*** Entries shown

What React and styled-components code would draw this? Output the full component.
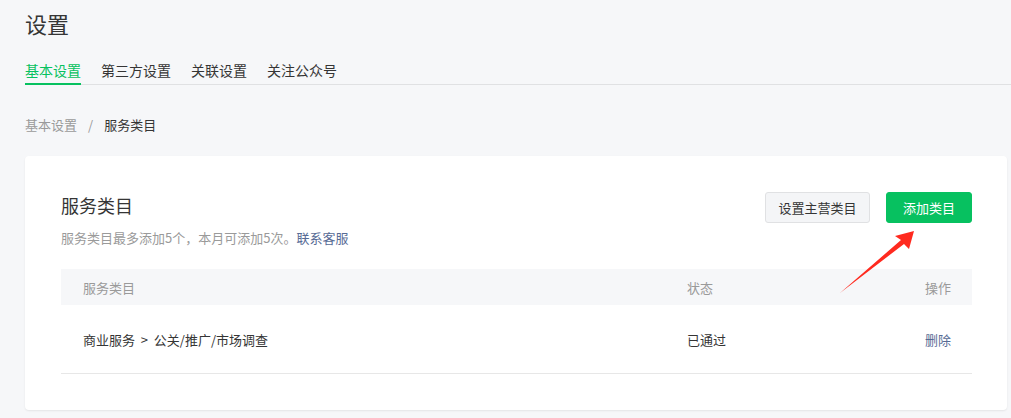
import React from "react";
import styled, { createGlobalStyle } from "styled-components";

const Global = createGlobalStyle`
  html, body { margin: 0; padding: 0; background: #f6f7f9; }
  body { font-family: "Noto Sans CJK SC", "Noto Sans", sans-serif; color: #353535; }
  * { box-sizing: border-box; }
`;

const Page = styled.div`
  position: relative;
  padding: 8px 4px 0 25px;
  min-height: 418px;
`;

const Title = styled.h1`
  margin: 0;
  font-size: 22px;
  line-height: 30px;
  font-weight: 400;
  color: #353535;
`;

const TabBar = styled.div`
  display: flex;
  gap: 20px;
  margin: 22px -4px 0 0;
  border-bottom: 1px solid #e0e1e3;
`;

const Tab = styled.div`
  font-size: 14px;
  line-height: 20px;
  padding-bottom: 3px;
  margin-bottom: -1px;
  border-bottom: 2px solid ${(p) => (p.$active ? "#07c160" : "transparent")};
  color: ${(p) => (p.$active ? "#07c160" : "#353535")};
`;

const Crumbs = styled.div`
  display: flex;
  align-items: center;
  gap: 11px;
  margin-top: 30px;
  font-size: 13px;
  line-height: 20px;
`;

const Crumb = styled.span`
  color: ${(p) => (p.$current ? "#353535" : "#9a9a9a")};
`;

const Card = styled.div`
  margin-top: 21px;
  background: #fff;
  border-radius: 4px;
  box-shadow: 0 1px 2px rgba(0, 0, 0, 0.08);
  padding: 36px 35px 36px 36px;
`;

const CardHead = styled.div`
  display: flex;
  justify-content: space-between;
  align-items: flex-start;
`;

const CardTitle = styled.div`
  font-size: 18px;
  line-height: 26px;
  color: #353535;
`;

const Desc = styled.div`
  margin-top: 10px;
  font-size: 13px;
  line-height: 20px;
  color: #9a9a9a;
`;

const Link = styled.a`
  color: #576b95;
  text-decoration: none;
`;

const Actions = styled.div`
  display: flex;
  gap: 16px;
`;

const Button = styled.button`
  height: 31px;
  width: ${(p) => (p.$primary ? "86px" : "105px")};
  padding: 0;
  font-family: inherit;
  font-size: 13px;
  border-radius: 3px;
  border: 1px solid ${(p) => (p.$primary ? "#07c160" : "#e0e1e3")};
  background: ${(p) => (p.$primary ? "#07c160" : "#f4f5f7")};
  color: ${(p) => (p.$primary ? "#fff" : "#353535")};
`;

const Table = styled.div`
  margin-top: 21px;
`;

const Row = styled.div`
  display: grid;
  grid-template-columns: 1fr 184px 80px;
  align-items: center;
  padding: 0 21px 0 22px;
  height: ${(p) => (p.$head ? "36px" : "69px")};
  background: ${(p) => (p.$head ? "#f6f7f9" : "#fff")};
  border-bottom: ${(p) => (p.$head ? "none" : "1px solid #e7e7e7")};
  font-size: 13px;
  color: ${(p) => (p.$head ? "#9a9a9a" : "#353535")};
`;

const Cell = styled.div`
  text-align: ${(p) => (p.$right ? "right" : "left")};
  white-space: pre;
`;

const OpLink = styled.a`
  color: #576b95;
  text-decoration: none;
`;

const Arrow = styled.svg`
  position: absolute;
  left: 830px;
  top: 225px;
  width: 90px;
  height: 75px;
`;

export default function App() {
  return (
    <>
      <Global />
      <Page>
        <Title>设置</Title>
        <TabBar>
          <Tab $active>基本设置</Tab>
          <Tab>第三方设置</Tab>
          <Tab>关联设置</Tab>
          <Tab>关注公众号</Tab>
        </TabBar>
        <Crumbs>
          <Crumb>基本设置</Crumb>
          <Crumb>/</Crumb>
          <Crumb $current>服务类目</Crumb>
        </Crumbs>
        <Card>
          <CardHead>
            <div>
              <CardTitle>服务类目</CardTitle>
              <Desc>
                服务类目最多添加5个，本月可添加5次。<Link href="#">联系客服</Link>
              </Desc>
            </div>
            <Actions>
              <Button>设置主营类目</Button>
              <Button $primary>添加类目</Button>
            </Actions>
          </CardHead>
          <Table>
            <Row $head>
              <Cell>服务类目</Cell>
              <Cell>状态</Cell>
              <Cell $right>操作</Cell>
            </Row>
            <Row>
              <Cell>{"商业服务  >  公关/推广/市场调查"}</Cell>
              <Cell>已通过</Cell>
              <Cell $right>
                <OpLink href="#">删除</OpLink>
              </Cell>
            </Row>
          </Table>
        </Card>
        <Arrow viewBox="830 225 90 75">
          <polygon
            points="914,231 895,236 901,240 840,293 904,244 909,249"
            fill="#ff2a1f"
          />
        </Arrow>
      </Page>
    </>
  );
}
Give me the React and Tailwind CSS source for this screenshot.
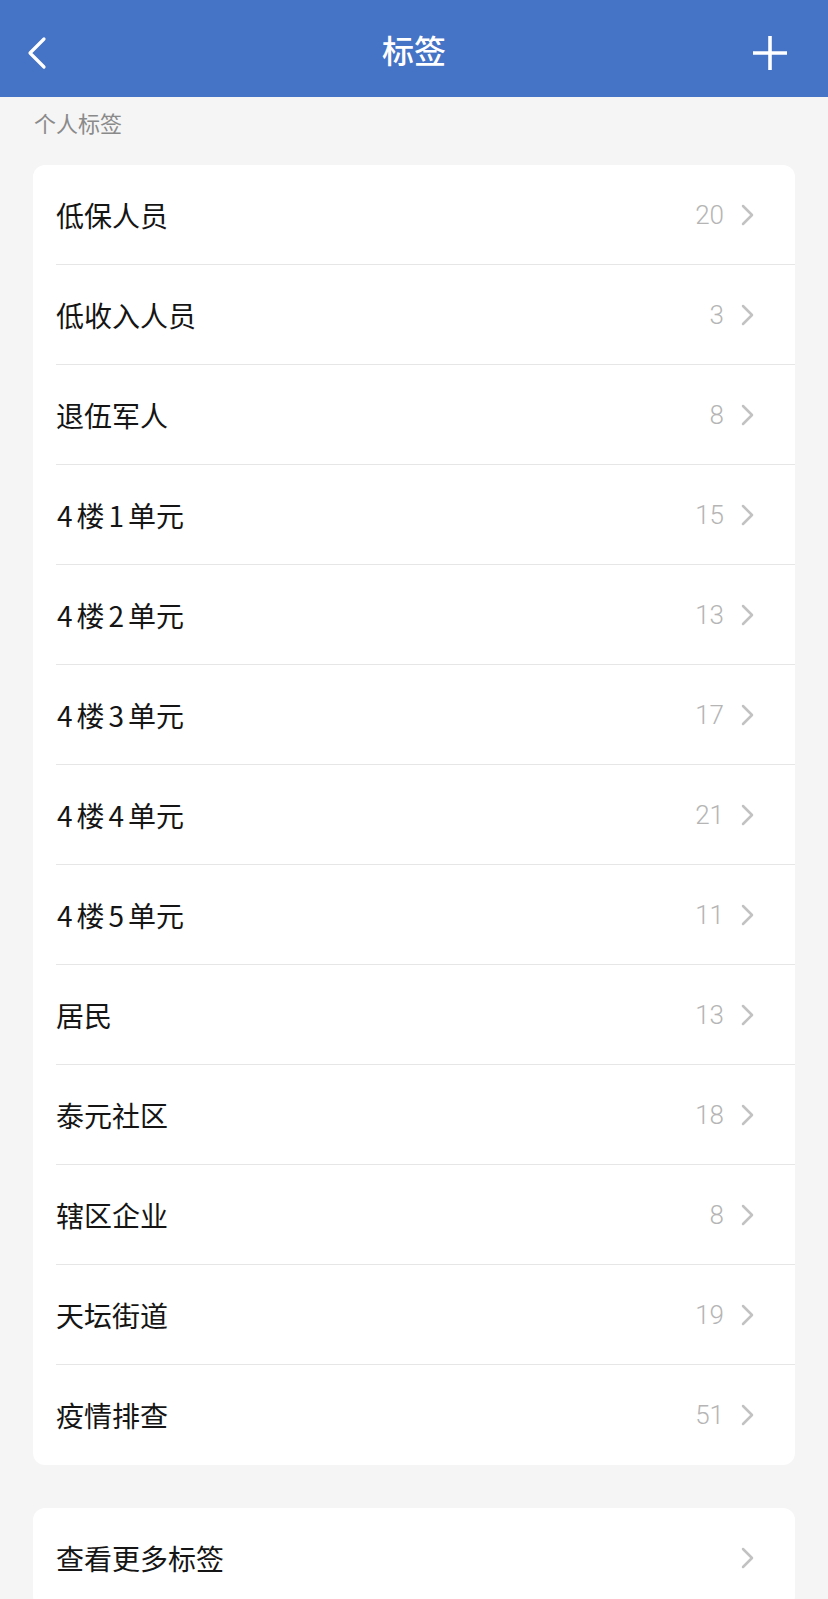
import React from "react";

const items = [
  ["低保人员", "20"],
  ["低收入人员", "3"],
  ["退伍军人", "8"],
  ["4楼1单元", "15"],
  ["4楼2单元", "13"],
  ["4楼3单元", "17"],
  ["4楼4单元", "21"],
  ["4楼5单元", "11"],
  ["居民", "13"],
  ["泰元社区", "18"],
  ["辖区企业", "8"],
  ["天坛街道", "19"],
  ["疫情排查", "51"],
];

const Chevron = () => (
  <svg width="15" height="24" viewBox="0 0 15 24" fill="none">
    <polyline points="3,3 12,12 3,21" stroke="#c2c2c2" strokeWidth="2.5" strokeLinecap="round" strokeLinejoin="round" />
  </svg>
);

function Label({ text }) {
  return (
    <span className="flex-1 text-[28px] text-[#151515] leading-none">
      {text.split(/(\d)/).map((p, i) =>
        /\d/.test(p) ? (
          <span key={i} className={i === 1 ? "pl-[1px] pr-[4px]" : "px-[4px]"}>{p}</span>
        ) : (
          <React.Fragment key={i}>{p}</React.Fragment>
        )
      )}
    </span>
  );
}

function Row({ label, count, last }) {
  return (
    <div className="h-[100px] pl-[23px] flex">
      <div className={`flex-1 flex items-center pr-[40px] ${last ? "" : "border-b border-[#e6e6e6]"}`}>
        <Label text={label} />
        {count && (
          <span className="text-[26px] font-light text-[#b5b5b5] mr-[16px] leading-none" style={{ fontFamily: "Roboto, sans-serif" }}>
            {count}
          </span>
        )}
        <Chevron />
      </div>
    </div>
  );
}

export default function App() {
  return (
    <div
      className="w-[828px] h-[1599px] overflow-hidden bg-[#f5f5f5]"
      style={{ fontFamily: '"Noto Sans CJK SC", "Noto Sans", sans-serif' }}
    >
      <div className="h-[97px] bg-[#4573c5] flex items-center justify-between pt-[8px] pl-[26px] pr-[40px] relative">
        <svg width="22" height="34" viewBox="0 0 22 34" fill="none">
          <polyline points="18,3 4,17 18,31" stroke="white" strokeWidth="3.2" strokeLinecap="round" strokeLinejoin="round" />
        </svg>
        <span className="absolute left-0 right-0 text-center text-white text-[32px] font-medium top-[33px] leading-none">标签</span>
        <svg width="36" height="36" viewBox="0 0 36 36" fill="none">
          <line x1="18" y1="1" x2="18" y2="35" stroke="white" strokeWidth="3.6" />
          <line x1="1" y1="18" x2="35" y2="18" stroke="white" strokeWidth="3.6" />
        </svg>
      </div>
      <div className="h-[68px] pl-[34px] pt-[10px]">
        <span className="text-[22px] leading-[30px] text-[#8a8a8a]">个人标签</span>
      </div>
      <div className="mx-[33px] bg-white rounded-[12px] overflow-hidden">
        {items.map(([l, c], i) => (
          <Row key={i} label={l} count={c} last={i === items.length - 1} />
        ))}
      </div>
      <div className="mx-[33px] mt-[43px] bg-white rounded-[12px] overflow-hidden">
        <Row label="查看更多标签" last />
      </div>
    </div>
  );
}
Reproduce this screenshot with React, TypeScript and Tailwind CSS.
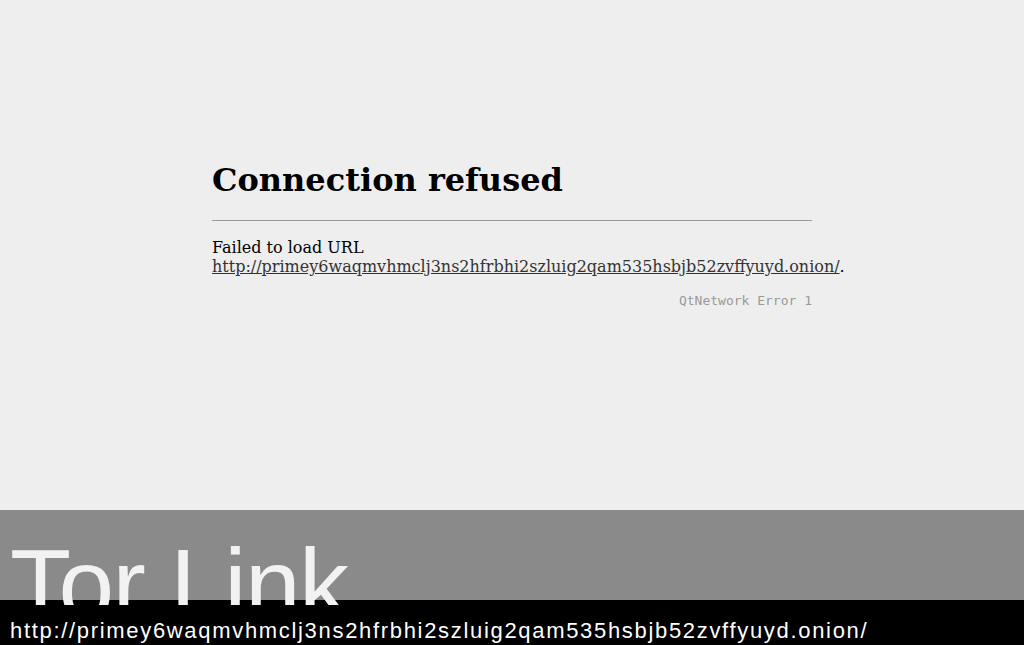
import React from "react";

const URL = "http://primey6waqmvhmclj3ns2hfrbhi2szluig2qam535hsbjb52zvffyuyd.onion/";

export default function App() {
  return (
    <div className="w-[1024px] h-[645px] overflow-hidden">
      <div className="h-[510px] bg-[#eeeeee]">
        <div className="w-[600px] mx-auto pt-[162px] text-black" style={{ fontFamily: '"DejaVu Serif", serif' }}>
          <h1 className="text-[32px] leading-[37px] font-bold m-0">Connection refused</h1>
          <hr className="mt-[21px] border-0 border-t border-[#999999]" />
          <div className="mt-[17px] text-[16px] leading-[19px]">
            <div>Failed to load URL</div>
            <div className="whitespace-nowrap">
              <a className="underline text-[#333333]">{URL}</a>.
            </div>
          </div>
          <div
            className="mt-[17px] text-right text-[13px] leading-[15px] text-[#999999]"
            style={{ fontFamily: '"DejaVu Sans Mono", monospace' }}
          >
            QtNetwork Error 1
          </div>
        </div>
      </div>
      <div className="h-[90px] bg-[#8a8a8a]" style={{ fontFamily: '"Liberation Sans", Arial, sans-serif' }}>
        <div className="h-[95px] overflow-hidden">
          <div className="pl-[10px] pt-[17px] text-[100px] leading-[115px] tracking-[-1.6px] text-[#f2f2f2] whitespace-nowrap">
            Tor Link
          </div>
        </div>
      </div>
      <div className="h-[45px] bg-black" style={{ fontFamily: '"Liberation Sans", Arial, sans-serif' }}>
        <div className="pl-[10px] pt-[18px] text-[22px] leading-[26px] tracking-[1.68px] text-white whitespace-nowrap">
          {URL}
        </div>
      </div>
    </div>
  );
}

******

> **Work to be completed**
From the records, copy every line that has the string "React" in it.

> **Output for this task**
What React and styled-components code would draw this? Output the full component.
import React from "react";
Give me the React and Tailwind CSS source for this screenshot.
import React from "react";
          <React.Fragment key={i}>{p}</React.Fragment>
Reproduce this screenshot with React, TypeScript and Tailwind CSS.
import React from "react";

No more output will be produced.